Não vou parar de chamar ladrões pelo nome. Se parar com as denúncias, não tem sentido continuar na política. Essas ações são, na verdade, tentativas de me intimidar, de me acuar, de me calar. Não apenas a mim. A este Senado, ao Parlamento. Às senhoras e aos senhores. Aos jornalistas sérios, honestos. A Justiça é lenta. Lentíssima.
E enquanto a Justiça não se pronuncia, ficamos limitados, tolhidos, manietados para denunciar.
Por fim, mais uma vez, gostaria de gravar na memória de todos, especialmente na memória dessa imprensa ligeira, rápida no gatilho, sempre pronta para um assassinato de reputação: nada devo à Justiça a não ser os ditos crimes que minha língua nem sempre bem comportada, vez e outra perpetra.
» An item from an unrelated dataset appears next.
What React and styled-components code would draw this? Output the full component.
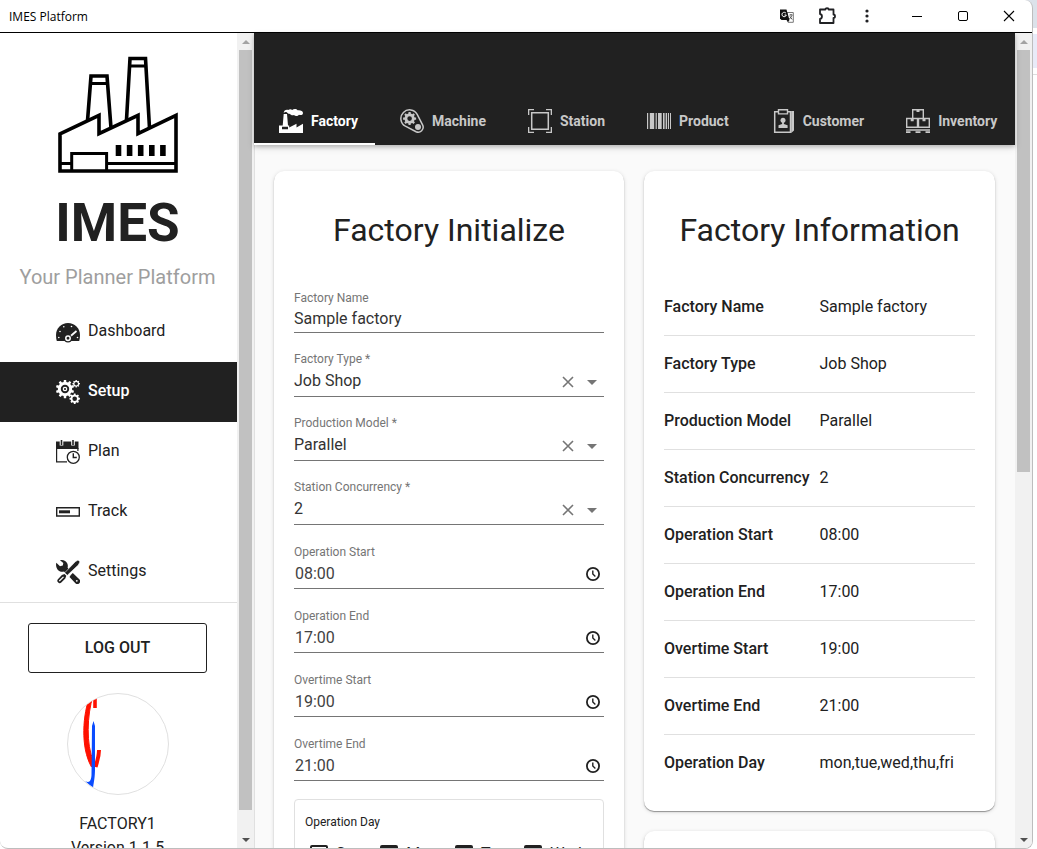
import React, { useState } from 'react';
import styled, { createGlobalStyle, css } from 'styled-components';

const DARK = '#212121';

const GlobalStyle = createGlobalStyle`
  *, *::before, *::after {
    box-sizing: border-box;
  }
  html, body, #root {
    height: 100%;
  }
  body {
    margin: 0;
    overflow: hidden;
    color: ${DARK};
    font-family: Roboto, 'Open Sans', sans-serif;
    font-size: 16px;
    line-height: 24px;
  }
  button, input, select {
    font: inherit;
    color: inherit;
  }
  button {
    padding: 0;
    border: 0;
    background: none;
    cursor: pointer;
  }
`;

/* ---------- window ---------- */

const Desktop = styled.div`
  height: 100%;
  padding-right: 4px;
  background: linear-gradient(
    #dce2ea 28px,
    #fff 28px,
    #fff 34px,
    #e9ebf8 34px,
    #e9ebf8 68px,
    #fff 68px,
    #fff 74px,
    #ddd 74px,
    #ddd 75px,
    #fff 75px
  );
`;

const Window = styled.div`
  display: flex;
  flex-direction: column;
  height: 100%;
  overflow: hidden;
  background: #fff;
  border: solid #bdbdbd;
  border-width: 0 1px 1px 0;
  border-radius: 0 8px 8px 8px;
`;

const TitleBar = styled.header`
  display: flex;
  align-items: center;
  flex: none;
  height: 33px;
  padding-left: 9px;
  color: #000;
  border-bottom: 1px solid #000;
  font-family: 'Open Sans', 'Noto Sans', sans-serif;
  font-size: 12px;
`;

const WindowTitle = styled.span`
  flex: 1;
  padding-top: 1px;
`;

const BarButton = styled.button`
  display: flex;
  align-items: center;
  justify-content: center;
  width: ${({ $wide }) => ($wide ? 46 : 40)}px;
  height: 32px;
`;

const WindowControls = styled.div`
  display: flex;
  margin-left: 7px;
`;

const Body = styled.div`
  display: flex;
  flex: 1;
  min-height: 0;
`;

/* ---------- scroll bar ---------- */

const Track = styled.div`
  display: flex;
  flex-direction: column;
  flex: none;
  align-items: center;
  width: 17px;
  background: #f1f1f1;
`;

const TrackButton = styled.button`
  display: flex;
  align-items: center;
  justify-content: center;
  width: 17px;
  height: 17px;
`;

const Runner = styled.div`
  flex: 1;
  width: 13px;
`;

const Thumb = styled.div`
  height: ${({ $size }) => $size}%;
  background: #c1c1c1;
`;

const ScrollBar = ({ size }) => (
  <Track>
    <TrackButton aria-label="Scroll up">
      <svg width="8" height="4" fill="#a3a3a3">
        <path d="M4 0 8 4H0z" />
      </svg>
    </TrackButton>
    <Runner>
      <Thumb $size={size} />
    </Runner>
    <TrackButton aria-label="Scroll down">
      <svg width="8" height="4" fill="#505050">
        <path d="M0 0H8L4 4z" />
      </svg>
    </TrackButton>
  </Track>
);

/* ---------- side navigation ---------- */

const Sidebar = styled.aside`
  display: flex;
  flex: none;
  width: 254px;
`;

const SidebarContent = styled.div`
  flex: 1;
  overflow: hidden;
  text-align: center;
`;

const Brand = styled.div`
  padding: 21px 2px 0 0;
  svg {
    display: block;
    margin: 0 auto;
  }
`;

const BrandName = styled.h1`
  margin: 17px 0 0;
  font-size: 53px;
  font-weight: 700;
  line-height: 64px;
`;

const Tagline = styled.p`
  margin: 7px 0 10px;
  color: #9e9e9e;
  font-size: 20px;
  line-height: 30px;
`;

const Nav = styled.nav`
  border-bottom: 1px solid #e0e0e0;
`;

const NavLink = styled.a`
  display: flex;
  align-items: center;
  gap: 8px;
  height: 60px;
  padding-left: 56px;
  color: inherit;
  text-decoration: none;
  span {
    padding-bottom: 3px;
  }
  ${({ $active }) =>
    $active &&
    css`
      background: ${DARK};
      color: #fff;
      font-weight: 500;
    `}
`;

const Profile = styled.div`
  padding: 20px 2px 0 0;
`;

const LogoutButton = styled.button`
  display: block;
  width: calc(100% - 56px);
  height: 50px;
  margin: 0 auto 20px;
  border: 1px solid ${DARK};
  border-radius: 3px;
  font-weight: 500;
  text-transform: uppercase;
`;

const Avatar = styled.div`
  width: 102px;
  height: 102px;
  margin: 0 auto 17px;
  overflow: hidden;
  border: 1px solid #e0e0e0;
  border-radius: 50%;
`;

const Account = styled.p`
  margin: 0;
`;

/* ---------- main area ---------- */

const Main = styled.main`
  display: flex;
  flex: 1;
  min-width: 0;
`;

const Page = styled.div`
  display: flex;
  flex-direction: column;
  flex: 1;
  min-width: 0;
  background: #fafafa;
`;

const Toolbar = styled.div`
  display: flex;
  align-items: flex-end;
  flex: none;
  height: 112px;
  overflow: hidden;
  background: ${DARK};
`;

const ToolbarShadow = styled.div`
  position: relative;
  z-index: 1;
  box-shadow: 0 2px 4px rgba(0, 0, 0, 0.2), 0 3px 8px rgba(0, 0, 0, 0.1);
`;

const Tab = styled.a`
  display: flex;
  align-items: center;
  flex: none;
  gap: 8px;
  height: 48px;
  padding: 0 17px 0 25px;
  color: ${({ $active }) => ($active ? '#fff' : '#c8c8c8')};
  font-size: 14px;
  font-weight: 700;
  text-decoration: none;
  box-shadow: ${({ $active }) => ($active ? 'inset 0 -2px #fff' : 'none')};
`;

const Scroller = styled.div`
  flex: 1;
  min-height: 0;
  overflow: hidden;
  border-left: 1px solid #e0e0e0;
`;

const Columns = styled.div`
  display: grid;
  grid-template-columns: 350fr 351fr;
  align-items: start;
  gap: 20px;
  padding: 26px 20px 20px 19px;
`;

const Column = styled.div`
  display: grid;
  gap: 20px;
  min-width: 0;
`;

const Card = styled.section`
  min-height: 120px;
  padding: 20px;
  background: #fff;
  border-radius: 10px;
  box-shadow: 0 1px 1px rgba(0, 0, 0, 0.36), 0 1px 4px rgba(0, 0, 0, 0.14);
`;

const CardTitle = styled.h2`
  margin: 0;
  font-size: 32px;
  font-weight: 400;
  line-height: 78px;
  text-align: center;
  white-space: nowrap;
`;

/* ---------- form ---------- */

const FieldBox = styled.div`
  display: flex;
  flex-direction: column;
  justify-content: flex-end;
  height: 64px;
  border-bottom: 1px solid #757575;
`;

const FieldLabel = styled.label`
  color: #757575;
  font-size: 12px;
  line-height: 16px;
`;

const CONTROL_PADDING = {
  text: '1px 0',
  time: '2px 0',
  select: '2px 0 3px',
};

const Control = styled.div`
  display: flex;
  align-items: center;
  padding: ${({ $kind }) => CONTROL_PADDING[$kind]};
  color: ${({ $kind }) => ($kind === 'time' ? '#424242' : '#333')};
`;

const controlReset = css`
  flex: 1;
  min-width: 0;
  height: 24px;
  padding: 0;
  border: 0;
  outline: 0;
  background: none;
`;

const TextInput = styled.input`
  ${controlReset}
  padding-left: ${({ $time }) => ($time ? 1 : 0)}px;
`;

const SelectInput = styled.select`
  ${controlReset}
  appearance: none;
`;

const IconButton = styled.button`
  display: flex;
  align-items: center;
  justify-content: center;
  width: 24px;
  height: 22px;
  padding-top: ${({ $low }) => ($low ? 2 : 0)}px;
`;

const TextField = ({ id, label, value, time }) => (
  <FieldBox>
    <FieldLabel htmlFor={id}>{label}</FieldLabel>
    <Control $kind={time ? 'time' : 'text'}>
      <TextInput id={id} defaultValue={value} $time={time} />
      {time && (
        <IconButton aria-label={`Pick ${label}`}>
          <svg width="16" height="16" fill="none" stroke="#212121" strokeWidth="1.8">
            <circle cx="9" cy="8" r="6.1" />
            <path d="M8.800 4.500V8l2.600 2.400" strokeWidth="1.4" />
          </svg>
        </IconButton>
      )}
    </Control>
  </FieldBox>
);

const SelectField = ({ id, label, options }) => {
  const [value, setValue] = useState(options[0]);
  return (
    <FieldBox>
      <FieldLabel htmlFor={id}>{label} *</FieldLabel>
      <Control $kind="select">
        <SelectInput id={id} value={value} onChange={e => setValue(e.target.value)}>
          <option value="" />
          {options.map(option => (
            <option key={option}>{option}</option>
          ))}
        </SelectInput>
        <IconButton $low aria-label={`Clear ${label}`} onClick={() => setValue('')}>
          <svg width="12" height="12" stroke="#757575" strokeWidth="1.6">
            <path d="M1 1 11 11M11 1 1 11" />
          </svg>
        </IconButton>
        <IconButton $low as="span" aria-hidden="true">
          <svg width="10" height="5" fill="#757575">
            <path d="M0 0H10L5 5z" />
          </svg>
        </IconButton>
      </Control>
    </FieldBox>
  );
};

const DayGroup = styled.div`
  margin-top: 18px;
  padding: 10px 10px 20px;
  border: 1px solid #e0e0e0;
  border-radius: 4px;
`;

const GroupTitle = styled.div`
  font-size: 12px;
`;

const DayList = styled.div`
  display: flex;
  flex-wrap: wrap;
  gap: 17px;
  padding: 8px 0 0 5px;
`;

const DayLabel = styled.label`
  display: flex;
  align-items: center;
  gap: 8px;
`;

const DayCheck = styled.input`
  appearance: none;
  width: 18px;
  height: 18px;
  margin: 0;
  border: 2px solid ${DARK};
  border-radius: 2px;
  &:checked {
    background: ${DARK};
  }
`;

/* ---------- information table ---------- */

const InfoTable = styled.table`
  width: 100%;
  margin-top: 10px;
  border-collapse: separate;
  border-spacing: 0;
`;

const InfoRow = styled.tr`
  th,
  td {
    height: 57px;
    padding: 0;
    border-bottom: 1px solid #e0e0e0;
    text-align: left;
  }
  th {
    width: 1%;
    padding-right: 10px;
    font-weight: 500;
    white-space: nowrap;
  }
  &:last-child th,
  &:last-child td {
    height: 56px;
    border-bottom: 0;
  }
`;

/* ---------- icons ---------- */

const gear = (cx, cy, outer, teeth, hole) => {
  const inner = outer * 0.78;
  const step = (Math.PI * 2) / teeth;
  const at = (r, a) => `${(cx + r * Math.cos(a)).toFixed(2)} ${(cy + r * Math.sin(a)).toFixed(2)}`;
  const points = [];
  for (let i = 0; i < teeth; i += 1) {
    const a = i * step - Math.PI / 2;
    points.push(
      at(inner, a - step * 0.3),
      at(outer, a - step * 0.2),
      at(outer, a + step * 0.2),
      at(inner, a + step * 0.3),
    );
  }
  return `M${points.join('L')}ZM${cx - hole} ${cy}a${hole} ${hole} 0 1 0 ${hole * 2} 0a${hole} ${hole} 0 1 0 ${-hole * 2} 0Z`;
};

const Icon = ({ children }) => (
  <svg width="24" height="24" viewBox="0 0 24 24" fill="currentColor" fillRule="evenodd" aria-hidden="true">
    {children}
  </svg>
);

const line = { fill: 'none', stroke: 'currentColor' };

const DashboardIcon = () => (
  <Icon>
    <path d="M12 3C5.4 3 0 8.4 0 15c0 2.300.2 4.300.8 6h22.400C23.800 19.300 24 17.300 24 15 24 8.400 18.600 3 12 3z" />
    <g fill="#fff">
      <circle cx="2.800" cy="17.500" r=".8" />
      <circle cx="4" cy="11.500" r=".8" />
      <circle cx="7.800" cy="6.800" r=".8" />
      <circle cx="15.500" cy="6.500" r=".8" />
      <circle cx="21.500" cy="17.500" r=".8" />
    </g>
    <path d="M13.500 17 20.500 11" stroke="#fff" strokeWidth="1.800" />
    <circle cx="12" cy="18.500" r="4" />
    <circle cx="12" cy="18.300" r="2.200" fill="none" stroke="#fff" strokeWidth="1.500" />
  </Icon>
);

const SetupIcon = () => (
  <Icon>
    <path d={gear(9, 9, 9.2, 10, 4.2)} />
    <circle cx="9" cy="9" r="2.300" />
    <circle cx="9" cy="9" r="1.100" fill={DARK} />
    <path d={gear(20.2, 3.7, 3.8, 8, 1.8)} />
    <path d={gear(18.7, 18.7, 5.3, 8, 2.3)} />
  </Icon>
);

const PlanIcon = () => (
  <Icon>
    <path d="M0 1.500H22.500V9H0z" />
    <path d="M.6 8V21.900H11M21.900 8v3" {...line} strokeWidth="1.200" />
    <path d="M5.500 0V5.500M17 0V5.500" stroke="#fff" strokeWidth="3.600" />
    <path d="M5.500 0V5M17 0V5" stroke="currentColor" strokeWidth="1.600" />
    <circle cx="17.300" cy="17.300" r="6" fill="#fff" stroke="currentColor" strokeWidth="1.300" />
    <path d="M17.300 13.300v4.200h3.500" {...line} strokeWidth="1.400" />
  </Icon>
);

const TrackIcon = () => (
  <Icon>
    <path d="M.7 7.700H23.300V16H.7z" {...line} strokeWidth="1.400" />
    <path d="M3 10.300H14v3H3z" />
  </Icon>
);

const ToolsIcon = () => (
  <Icon>
    <path d="M.3 2.800 4 6.300 6.800 5.400 7.300 3 4 .3C7-.6 10 .8 11.300 3.600c.7 1.500.6 3 .3 4.200L14.500 11l-3.600 3.500L8 11.600c-2.500.6-5-.2-6.500-2.200C.2 7.500-.3 5 .3 2.800z" />
    <path d="M14.800 15 16.800 13 23.300 19.200a2.700 2.700 0 0 1-3.900 4l-5.900-6.100z" />
    <circle cx="20.800" cy="20.800" r=".9" fill="#fff" />
    <path d="M22 0 24 1.800 22.300 5 11.300 15.300 8.700 12.800 19.300 1.700z" stroke="#fff" strokeWidth=".6" />
    <path d="M8.500 14 10.300 15.700 9.300 18.500 5.300 22.500a2.200 2.200 0 0 1-3.500-.4 2.200 2.200 0 0 1 .1-2.800L5.900 15z" />
    <path d="M7.500 16.800 3.300 21" stroke="#fff" strokeWidth="1.200" />
  </Icon>
);

const FactoryIcon = () => (
  <Icon>
    <path d="M0 24V16.500H3.700L4.700 5H8l1 11.500h1.200v1.900L17.500 14.800V18.400L24 14.800V24zM3 17.700v2.600h6v-2.600z" />
    <path d="M4.700 4C4.800 1.400 7 .2 9.200.9c1.500-1 3-.9 4 .1 1.500-1.400 4.500-1.200 5.400.3C20.800.7 24 1.700 24 3.900 24 6 21.300 6.600 20 5.700 18.800 7.400 16 7.300 15 6c-1.600.7-3.300.2-4.100-1.200C9.500 5.300 8.700 4 8 3.500 7 2.800 5.800 3 4.700 4z" />
  </Icon>
);

const MachineIcon = () => (
  <Icon>
    <path
      d="M5.400 17.200A8.700 8.700 0 1 1 17.200 5.400L22.700 16.100A5 5 0 0 1 16.100 22.700Z"
      {...line}
      strokeWidth="1.500"
    />
    <path d={gear(9.6, 9.6, 6.6, 8, 2.3)} />
    <circle cx="18" cy="18" r="3" />
  </Icon>
);

const StationIcon = () => (
  <Icon>
    <path d="M3.700 3.700H20.300V20.300H3.700z" {...line} strokeWidth="1.500" />
    <path d="M.6 6V.6H6M18 .6h5.400V6M23.400 18v5.400H18M6 23.400H.6V18" {...line} strokeWidth="1.400" />
  </Icon>
);

const ProductIcon = () => (
  <Icon>
    <path d="M0 4h1.200v16H0zM2.800 4h4.400v16H2.800zM8.600 4h1.200v16H8.600zM11 4h3.700v16H11zM16 4h1.600v16H16zM18.600 4h1.400v16h-1.400zM20.900 4h1.100v16h-1.100zM23 4h1v16h-1z" />
  </Icon>
);

const CustomerIcon = () => (
  <Icon>
    <path d="M3.700 2.700H19.500V23.300H3.700z" {...line} strokeWidth="1.500" />
    <path d="M20.200 2H23V21.500L20.200 24z" />
    <path d="M7.500 .7H16.500V4.900H7.500z" fill={DARK} stroke="currentColor" strokeWidth="1.400" />
    <circle cx="12" cy="11.300" r="2.500" />
    <path d="M11.100 12h1.800v3l3.700 1.300V19H7.500V16.300L11.100 15z" />
  </Icon>
);

const InventoryIcon = () => (
  <Icon>
    <path d="M6.700 9.500V.7H17.300V9.500M.7 9.500H11.500V18.300H.7zM12.500 9.500H23.300V18.300H12.500z" {...line} strokeWidth="1.400" />
    <path d="M10.500 0h3v3h-3zM4.700 9h3v3.200h-3zM16.500 9h3v3.200h-3zM0 20.300H24v1.500H0zM0 22.300H4.500V24H0zM9.500 22.300h5V24h-5zM19.500 22.300H24V24h-4.500z" />
  </Icon>
);

const Logo = () => (
  <svg width="120" height="120" viewBox="0 0 120 120" fill="none" stroke="#000" strokeWidth="3.6" role="img" aria-label="IMES">
    <path d="M2 117V80L41 61.300V79.700L80 61.300V79.700L118 61.300V117z" />
    <path d="M29.500 67 33 22H49L53 74M68.500 66 72 4.500H87.500L91.500 74" />
    <path d="M32 29.500H50M71 12H89M13.700 117V99.600H48.600V117M2 109.500H13.700M48.600 109.500H118" strokeWidth="3" />
    <path d="M60.500 91v11M71.600 91v11M82.700 91v11M93.800 91v11M104.900 91v11" strokeWidth="5.600" />
  </svg>
);

const Portrait = () => (
  <svg width="100" height="100" viewBox="1 1 100 100" fill="none">
    <path d="M23 3C16 20 13 54 24.500 74L26.500 68C19 52 20 22 26 3z" fill="#f10" stroke="#f10" strokeWidth="1" />
    <path d="M28 4V15" stroke="#f10" strokeWidth="3.600" />
    <path d="M32 57C32 64 30 69 28.500 74" stroke="#f10" strokeWidth="4" />
    <path d="M26.500 28 28 33V76C28 84 27 88 26 95L18 88C22 90 24 89 24.500 82L25 33z" fill="#0a4cff" />
  </svg>
);

/* ---------- data ---------- */

const NAV_ITEMS = [
  { title: 'Dashboard', icon: DashboardIcon },
  { title: 'Setup', icon: SetupIcon, active: true },
  { title: 'Plan', icon: PlanIcon },
  { title: 'Track', icon: TrackIcon },
  { title: 'Settings', icon: ToolsIcon },
];

const TABS = [
  { title: 'Factory', icon: FactoryIcon, active: true },
  { title: 'Machine', icon: MachineIcon },
  { title: 'Station', icon: StationIcon },
  { title: 'Product', icon: ProductIcon },
  { title: 'Customer', icon: CustomerIcon },
  { title: 'Inventory', icon: InventoryIcon },
];

const INFO = [
  ['Factory Name', 'Sample factory'],
  ['Factory Type', 'Job Shop'],
  ['Production Model', 'Parallel'],
  ['Station Concurrency', '2'],
  ['Operation Start', '08:00'],
  ['Operation End', '17:00'],
  ['Overtime Start', '19:00'],
  ['Overtime End', '21:00'],
  ['Operation Day', 'mon,tue,wed,thu,fri'],
];

const DAYS = ['Sun', 'Mon', 'Tue', 'Wed'];

const App = () => (
  <Desktop>
    <GlobalStyle />
    <Window>
      <TitleBar>
        <WindowTitle>IMES Platform</WindowTitle>
        <BarButton aria-label="Translate">
          <svg width="14" height="14" viewBox="0 0 14 14" fill="none">
            <path d="M7 3.500H13.300V13.300H8z" fill="#fff" stroke="#777" />
            <path d="M9.500 6H12.500M11 5v1M12 6.500 9.500 10M10 7.500l2.200 3" stroke="#555" />
            <path d="M0 .5H6.500L9.500 11H1.500L0 9.500z" fill="#111" />
            <path d="M6 4.300A2.200 2.200 0 1 0 6.300 6H4.500" stroke="#fff" />
            <path d="M6.500 11H9.500L8 13z" fill="#111" />
          </svg>
        </BarButton>
        <BarButton aria-label="Extensions">
          <svg width="18" height="18" viewBox="0 0 18 18" fill="none" stroke="#202124" strokeWidth="1.8" strokeLinejoin="round">
            <path d="M2 2.500H7.300C7.300.8 10.700.8 10.700 2.500H15.500V7.500C17.500 7.500 17.500 11 15.500 11V16H2V12C4.600 11.500 4.600 7.500 2 7z" />
          </svg>
        </BarButton>
        <BarButton aria-label="More">
          <svg width="4" height="14" fill="#202124">
            <circle cx="2" cy="2" r="1.600" />
            <circle cx="2" cy="7" r="1.600" />
            <circle cx="2" cy="12" r="1.600" />
          </svg>
        </BarButton>
        <WindowControls>
          <BarButton $wide aria-label="Minimize">
            <svg width="10" height="10" stroke="#000">
              <path d="M0 5.500H10" />
            </svg>
          </BarButton>
          <BarButton $wide aria-label="Maximize">
            <svg width="10" height="10" fill="none" stroke="#000">
              <rect x=".5" y=".5" width="9" height="9" rx="1.500" />
            </svg>
          </BarButton>
          <BarButton $wide aria-label="Close">
            <svg width="12" height="12" stroke="#000" strokeWidth="1.100">
              <path d="M1 1 11 11M11 1 1 11" />
            </svg>
          </BarButton>
        </WindowControls>
      </TitleBar>
      <Body>
        <Sidebar>
          <SidebarContent>
            <Brand>
              <Logo />
              <BrandName>IMES</BrandName>
              <Tagline>Your Planner Platform</Tagline>
            </Brand>
            <Nav>
              {NAV_ITEMS.map(({ title, icon: NavIcon, active }) => (
                <NavLink key={title} href="#" $active={active}>
                  <NavIcon />
                  <span>{title}</span>
                </NavLink>
              ))}
            </Nav>
            <Profile>
              <LogoutButton>Log out</LogoutButton>
              <Avatar>
                <Portrait />
              </Avatar>
              <Account>FACTORY1</Account>
              <Account>Version 1.1.5</Account>
            </Profile>
          </SidebarContent>
          <ScrollBar size={97.3} />
        </Sidebar>
        <Main>
          <Page>
            <ToolbarShadow>
              <Toolbar>
                {TABS.map(({ title, icon: TabIcon, active }) => (
                  <Tab key={title} href="#" $active={active}>
                    <TabIcon />
                    {title}
                  </Tab>
                ))}
              </Toolbar>
            </ToolbarShadow>
            <Scroller>
              <Columns>
                <Card>
                  <CardTitle>Factory Initialize</CardTitle>
                  <TextField id="factory-name" label="Factory Name" value="Sample factory" />
                  <SelectField id="factory-type" label="Factory Type" options={['Job Shop', 'Flow Shop']} />
                  <SelectField id="production-model" label="Production Model" options={['Parallel', 'Serial']} />
                  <SelectField id="concurrency" label="Station Concurrency" options={['2', '1', '3']} />
                  <TextField id="operation-start" label="Operation Start" value="08:00" time />
                  <TextField id="operation-end" label="Operation End" value="17:00" time />
                  <TextField id="overtime-start" label="Overtime Start" value="19:00" time />
                  <TextField id="overtime-end" label="Overtime End" value="21:00" time />
                  <DayGroup role="group" aria-labelledby="operation-day">
                    <GroupTitle id="operation-day">Operation Day</GroupTitle>
                    <DayList>
                      {DAYS.map(day => (
                        <DayLabel key={day}>
                          <DayCheck type="checkbox" defaultChecked={day !== 'Sun'} />
                          {day}
                        </DayLabel>
                      ))}
                    </DayList>
                  </DayGroup>
                </Card>
                <Column>
                  <Card>
                    <CardTitle>Factory Information</CardTitle>
                    <InfoTable>
                      <tbody>
                        {INFO.map(([name, value]) => (
                          <InfoRow key={name}>
                            <th scope="row">{name}</th>
                            <td>{value}</td>
                          </InfoRow>
                        ))}
                      </tbody>
                    </InfoTable>
                  </Card>
                  <Card />
                </Column>
              </Columns>
            </Scroller>
          </Page>
          <ScrollBar size={54} />
        </Main>
      </Body>
    </Window>
  </Desktop>
);

export default App;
E processam-me. E tentam seqüestrar a minha honra, a minha credibilidade e o meu patrimônio.
Que seja, não vou me calar mesmo.
O silêncio, a omissão, a falta de reação, a fuga do confronto seria como renunciar à própria vida.
Seria a morte de minha fé, de minha imensa fé, no homem e na sua capacidade de construir um mundo justo, igual, bom para todos.
Seria a minha morte de minha fé em valores como honestidade, seriedade, amor ao povo, dedicação à causa pública, brasilidade, nacionalismo.
Não renuncio à vida, logo não renuncio à luta, por mais insidiosos, covardes, desleais, arrogantes que sejam os ataques que se interponham ao meio caminho.